OTHER PORTFOLIO MOVES IN THE PAST WEEK
As I wrote in the past week or so, NCP initiated a position in Rogers Communication (TSX: RCI.B) a name which we consider super defensive. It has traded well in market routs as the selling exhaustion in the telecom space appears largely done. On Friday, NCP was able to add a few thousand Dream Residential units and this company remains my highest conviction pick of any name. On Friday I was also able to add some more units to Riocan REIT. I am largely sticking with ‘defensive’ names with perceived catalysts to unlock unit price appreciation. In recent times, this mainly has to do with asset sales from public to private market hands as the arbitrage in the space between private-public is extreme. In energy, as noted in the aforementioned, I initiated a position in Canadian oilfield service company STEP (TSX: STEP). It’s down about 28% from the take private attempt only months ago, as an opportunistic hedge fund blocked the deal in aspiration to get a better price from Arc Financial. I believe this is one of the best risk-reward names in the space for those with at least a medium term vision. I plan to write further about STEP and OFS in the coming weeks.

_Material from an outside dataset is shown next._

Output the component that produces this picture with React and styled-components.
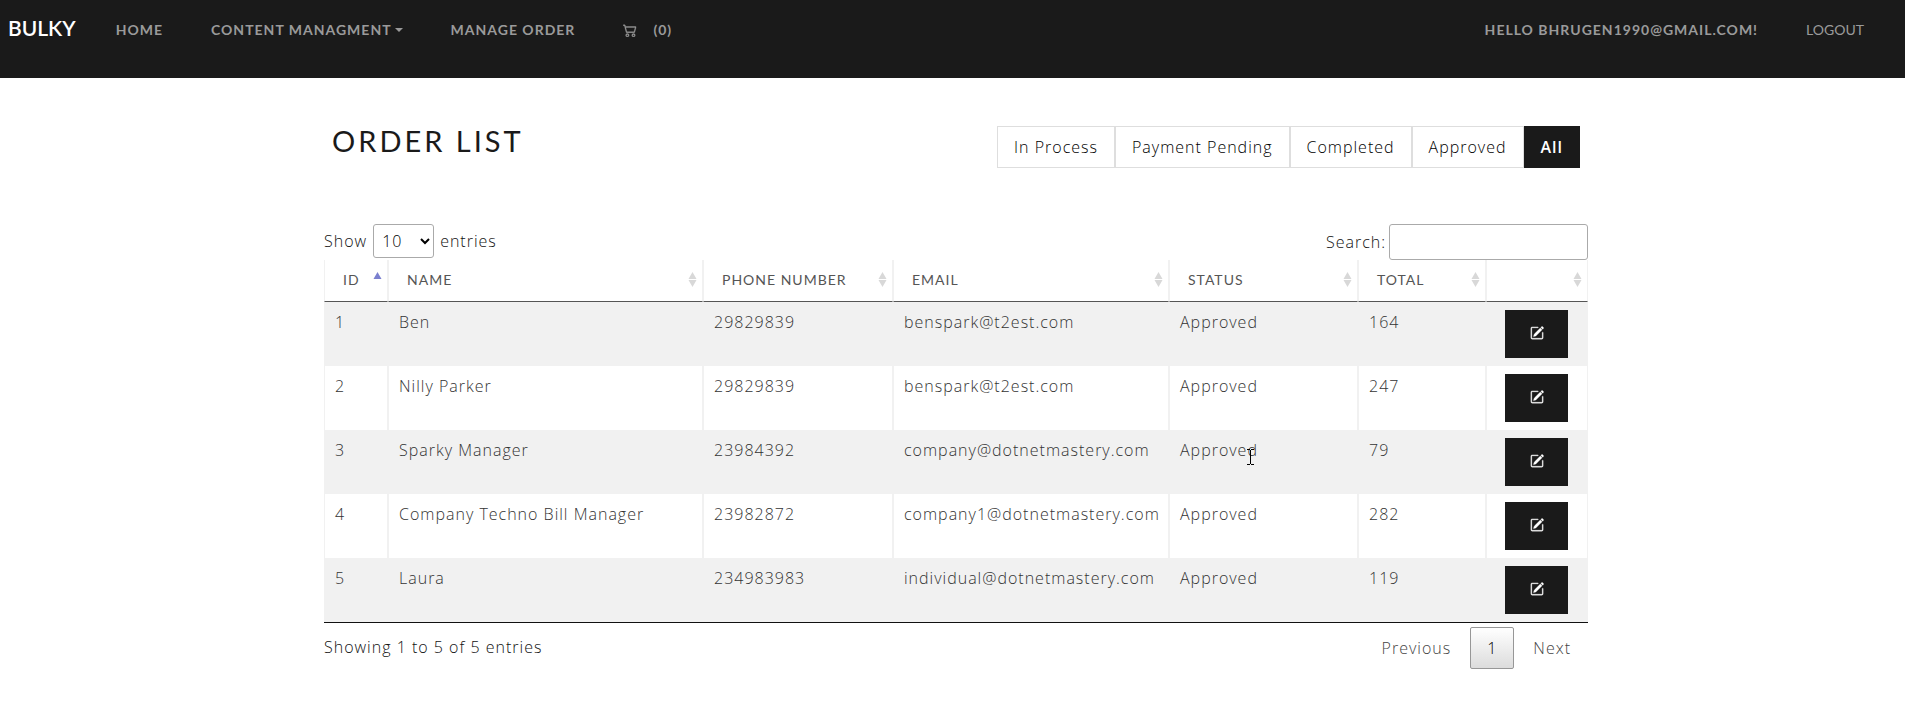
import React from "react";
import styled, { createGlobalStyle } from "styled-components";
import { BsCart2, BsPencilSquare } from "react-icons/bs";

const GlobalStyle = createGlobalStyle`
  *, *::before, *::after { box-sizing: border-box; }
  body {
    margin: 0;
    background: #fff;
    color: #111;
    font: 300 16px/24px "Open Sans", sans-serif;
    letter-spacing: 1px;
  }
  button, input, select { font: inherit; color: inherit; letter-spacing: inherit; }
`;

const Navbar = styled.header`
  display: flex;
  align-items: flex-start;
  min-height: 78px;
  padding: 12px 41px 0 8px;
  background: #1a1a1a;
  font-family: Lato, sans-serif;
`;

const Brand = styled.a`
  margin-right: 32px;
  padding-top: 4px;
  color: #fff;
  font-size: 21px;
  font-weight: 600;
  text-decoration: none;
  letter-spacing: 0;
`;

const NavGroup = styled.nav`
  display: flex;
  align-items: center;
  flex: ${(p) => (p.$grow ? 1 : "none")};
  gap: 48px;
  padding-left: ${(p) => (p.$grow ? "8px" : 0)};
`;

const NavLink = styled.a`
  display: flex;
  align-items: center;
  padding-top: 6px;
  gap: ${(p) => p.$gap || 0}px;
  color: #9a9a9a;
  font-size: 14px;
  font-weight: ${(p) => (p.$light ? 400 : 700)};
  letter-spacing: ${(p) => (p.$light ? 0 : 1)}px;
  text-decoration: none;
  text-transform: uppercase;
`;

const Caret = styled.span`
  margin-left: 3px;
  border: 4px solid transparent;
  border-top-color: currentColor;
  border-bottom: 0;
`;

const Main = styled.main`
  max-width: 1271px;
  margin: 0 auto;
  padding: 48px 0 48px 7px;
`;

const TitleRow = styled.div`
  display: flex;
  align-items: flex-start;
  justify-content: space-between;
  padding: 0 8px;
`;

const Title = styled.h1`
  margin: 0;
  color: #1a1a1a;
  font-size: 29px;
  line-height: 30px;
  font-weight: 400;
  font-family: Lato, sans-serif;
  letter-spacing: 3px;
  text-transform: uppercase;
`;

const Filters = styled.ul`
  display: flex;
  margin: 0;
  padding: 0;
  list-style: none;
`;

const FilterLink = styled.a`
  display: block;
  padding: 8px 16px;
  border: 1px solid ${(p) => (p.$active ? "#1a1a1a" : "#dedede")};
  background: ${(p) => (p.$active ? "#1a1a1a" : "#fff")};
  color: ${(p) => (p.$active ? "#fff" : "#000")};
  font-weight: ${(p) => (p.$active ? 600 : 300)};
  text-decoration: none;
`;

const TableTools = styled.div`
  display: flex;
  align-items: flex-start;
  justify-content: space-between;
  margin-top: 56px;
`;

const ToolLabel = styled.label`
  display: flex;
  align-items: center;
  gap: ${(p) => p.$gap}px;
`;

const LengthSelect = styled.select`
  width: 61px;
  height: 34px;
  padding: 4px;
  border: 1px solid #aaa;
  border-radius: 3px;
  background: transparent;
  color: #000;
`;

const SearchInput = styled.input`
  width: 199px;
  height: 36px;
  padding: 5px;
  border: 1px solid #aaa;
  border-radius: 3px;
  background: transparent;
`;

const OrderTable = styled.table`
  width: 100%;
  table-layout: fixed;
  border-collapse: separate;
  border-spacing: 0;
  border-bottom: 1px solid #111;
  color: #333;
`;

const HeadCell = styled.th`
  width: ${(p) => p.$width}px;
  height: 42px;
  padding: 0 5px 1px 18px;
  border: 1px solid #f1f1f1;
  border-top: 0;
  border-bottom-color: #555;
  color: #555;
  font-family: Lato, sans-serif;
  font-size: 14px;
  font-weight: 400;
  text-align: left;
  text-transform: uppercase;
`;

const HeadContent = styled.div`
  display: flex;
  align-items: center;
  justify-content: space-between;
  white-space: nowrap;
`;

const Row = styled.tr`
  background: ${(p) => (p.$striped ? "#f1f1f1" : "#fff")};
`;

const Cell = styled.td`
  height: 64px;
  padding: 8px 10px;
  border: solid #f1f1f1;
  border-width: 0 1px;
  vertical-align: top;
  white-space: nowrap;
`;

const ActionCell = styled(Cell)`
  padding: 8px 18px;
`;

const EditButton = styled.button`
  display: flex;
  align-items: center;
  justify-content: center;
  width: 63px;
  height: 48px;
  padding: 0 0 2px;
  border: 0;
  background: #1a1a1a;
  color: #fff;
  svg { stroke: currentColor; stroke-width: 0.4; }
`;

const TableFooter = styled.div`
  display: flex;
  align-items: flex-start;
  justify-content: space-between;
  padding-top: 4px;
`;

const TableInfo = styled.div`
  padding-top: 8px;
`;

const Pager = styled.nav`
  display: flex;
  gap: 2px;
`;

const PageButton = styled.button`
  padding: 8px 16px;
  border: 1px solid ${(p) => (p.$current ? "#979797" : "transparent")};
  border-radius: 2px;
  background: ${(p) => (p.$current ? "linear-gradient(#fff, #dcdcdc)" : "transparent")};
  color: ${(p) => (p.$current ? "#000" : "#444")};
`;

const PointerMark = styled.svg`
  position: absolute;
  left: 67px;
  top: 10px;
`;

const StatusText = styled.span`
  position: relative;
`;

const columns = [
  ["Id", 64],
  ["Name", 315],
  ["Phone Number", 190],
  ["Email", 276],
  ["Status", 189],
  ["Total", 128],
  ["", 102],
];

const orders = [
  [1, "Ben", "29829839", "benspark@t2est.com", "Approved", 164],
  [2, "Nilly Parker", "29829839", "benspark@t2est.com", "Approved", 247],
  [3, "Sparky Manager", "23984392", "company@dotnetmastery.com", "Approved", 79],
  [4, "Company Techno Bill Manager", "23982872", "company1@dotnetmastery.com", "Approved", 282],
  [5, "Laura", "234983983", "individual@dotnetmastery.com", "Approved", 119],
];

const filters = ["In Process", "Payment Pending", "Completed", "Approved", "All"];

function SortIcon({ ascending }) {
  return (
    <svg width="9" height="16" viewBox="0 0 9 16" aria-hidden="true">
      <path d="M4.5 0 8.5 7h-8z" fill={ascending ? "#7b80cf" : "#d8d8d8"} />
      {!ascending && <path d="M.5 8h8l-4 7z" fill="#d8d8d8" />}
    </svg>
  );
}

function TextCursor() {
  return (
    <PointerMark width="7" height="16" viewBox="0 0 7 16" aria-hidden="true">
      <path d="M0 .5h3M4 .5h3M3.500 1v14M0 15.500h3M4 15.500h3" stroke="#000" fill="none" />
    </PointerMark>
  );
}

export default function App() {
  return (
    <>
      <GlobalStyle />
      <Navbar>
        <Brand href="#">BULKY</Brand>
        <NavGroup $grow>
          <NavLink href="#">Home</NavLink>
          <NavLink href="#">Content Managment<Caret /></NavLink>
          <NavLink href="#">Manage Order</NavLink>
          <NavLink href="#" $gap={16}><BsCart2 size={14} strokeWidth={0.4} /> (0)</NavLink>
        </NavGroup>
        <NavGroup>
          <NavLink href="#">Hello bhrugen1990@gmail.com!</NavLink>
          <NavLink href="#" $light>Logout</NavLink>
        </NavGroup>
      </Navbar>
      <Main>
        <TitleRow>
          <Title>Order List</Title>
          <Filters>
            {filters.map((name) => (
              <li key={name}>
                <FilterLink href="#" $active={name === "All"}>{name}</FilterLink>
              </li>
            ))}
          </Filters>
        </TitleRow>
        <TableTools>
          <ToolLabel $gap={6}>
            Show
            <LengthSelect defaultValue="10">
              <option>10</option>
              <option>25</option>
              <option>50</option>
              <option>100</option>
            </LengthSelect>
            entries
          </ToolLabel>
          <ToolLabel $gap={3}>
            Search:
            <SearchInput type="search" />
          </ToolLabel>
        </TableTools>
        <OrderTable>
          <thead>
            <tr>
              {columns.map(([label, width], i) => (
                <HeadCell key={width} $width={width}>
                  <HeadContent>
                    <span>{label}</span>
                    <SortIcon ascending={i === 0} />
                  </HeadContent>
                </HeadCell>
              ))}
            </tr>
          </thead>
          <tbody>
            {orders.map(([id, name, phone, email, status, total]) => (
              <Row key={id} $striped={id % 2 === 1}>
                <Cell>{id}</Cell>
                <Cell>{name}</Cell>
                <Cell>{phone}</Cell>
                <Cell>{email}</Cell>
                <Cell>
                  <StatusText>
                    {status}
                    {id === 3 && <TextCursor />}
                  </StatusText>
                </Cell>
                <Cell>{total}</Cell>
                <ActionCell>
                  <EditButton type="button" aria-label={`Edit order ${id}`}>
                    <BsPencilSquare size={14} />
                  </EditButton>
                </ActionCell>
              </Row>
            ))}
          </tbody>
        </OrderTable>
        <TableFooter>
          <TableInfo>Showing 1 to 5 of 5 entries</TableInfo>
          <Pager aria-label="Pages">
            <PageButton type="button">Previous</PageButton>
            <PageButton type="button" $current>1</PageButton>
            <PageButton type="button">Next</PageButton>
          </Pager>
        </TableFooter>
      </Main>
    </>
  );
}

Thank you for reading and as always, if you have any questions or comments please leave them in the comment section.
Yours truly,
Roger Lafontaine
Partner, Head Trader & Research Analyst, Nugget Capital Partners
I like your thinking with this. STEP definitely has some leverage to increasing activity. Something like CFW even more so if they can get activity to cover their subscale US exposure.
Thanks for the update / write up, appreciated. I would like to add that i believe Iran isnt as toothless as most people seem to believe. They have significant stockpiles of somewhat advances missiles and its obvious by now that its practically its impossible to defend against missiles and drones (see Ukraine, now Tel Aviv).
Also consider population and landmass (10 million vs 100 million, landmass 1:75) and its clear (to me at least) Israel cant win a fight vs Iran on its own.
Im terms of how this impacts oil, i guess Trump told Israel not to attack oil production and so far they do abide.